Ohad Dahan
Ohad Dahan

Reputation: 351

Low memory destroy operations

I have the following relational DB:

class Search
  has_many :items , dependent: :destroy
end
class Item
  has_many :sub_items   , dependent: :destroy
end
class SubItem
end

Items can range from 100 to 10,000. SumItems is around 100 on average.
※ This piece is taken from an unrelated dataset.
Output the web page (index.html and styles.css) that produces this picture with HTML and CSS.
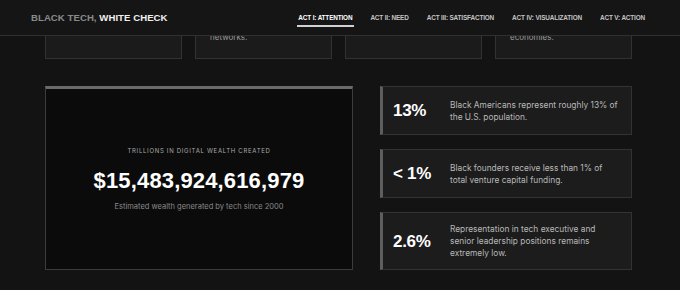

Trying to keep my memory low I used the following:

class Search

before_destroy  :destroy_items_in_batches
    def destroy_items_in_batches
    self.try(:items).try(:in_batches, { of: 300 } ).try(:destroy_all)
  end

class Item

before_destroy  :destroy_transactions_in_batches
  def destroy_transactions_in_batches
    self.try(:sub_items).try(:in_batches, { of: 100 } ).try(:destroy_all)
  end

It still wasn't enough , so I added a select into the query to reduce the memory loaded since I'm destroy it anyway so all I care about is the ID I need to remove from the database.

self.try(:items).try(:select,:id).try(:in_batches, { of: 300 } ).try(:destroy_all)
self.try(:sub_items).try(:select,:id).try(:in_batches, { of: 100 } ).try(:destroy_all)

Anything else I can do to remove the memory usage? (besides the obvious solution of decreasing the batches size)

Upvotes: 0

Views: 384

Answers (2)

Ryenski
Ryenski

Reputation: 9692

Using destroy_all actually instantiates each object into memory and then runs each item's callbacks before destroying just that one row from the database. Very inefficient.

Instead, as suggested by Marc, you should use delete_all in this order:

SubItem.where(conditions).delete_all
Item.where(conditions).delete_all
Search.where(conditions).delete_all

This will run a SQL statement like DELETE FROM sub_items WHERE conditions.... Three SQL statements instead of (potentially) hundreds or thousands. Should be a lot faster.

Upvotes: 1

Marc Rohloff
Marc Rohloff

Reputation: 1352

I would suggest that you replace destroy_all with delete_all. delete_all will delete the objects (records) directly from the database without loading them into memory or reading them at all.

One caveat is that no ActiveRecord callbacks will be run so you need to deal with that yourself if necessary.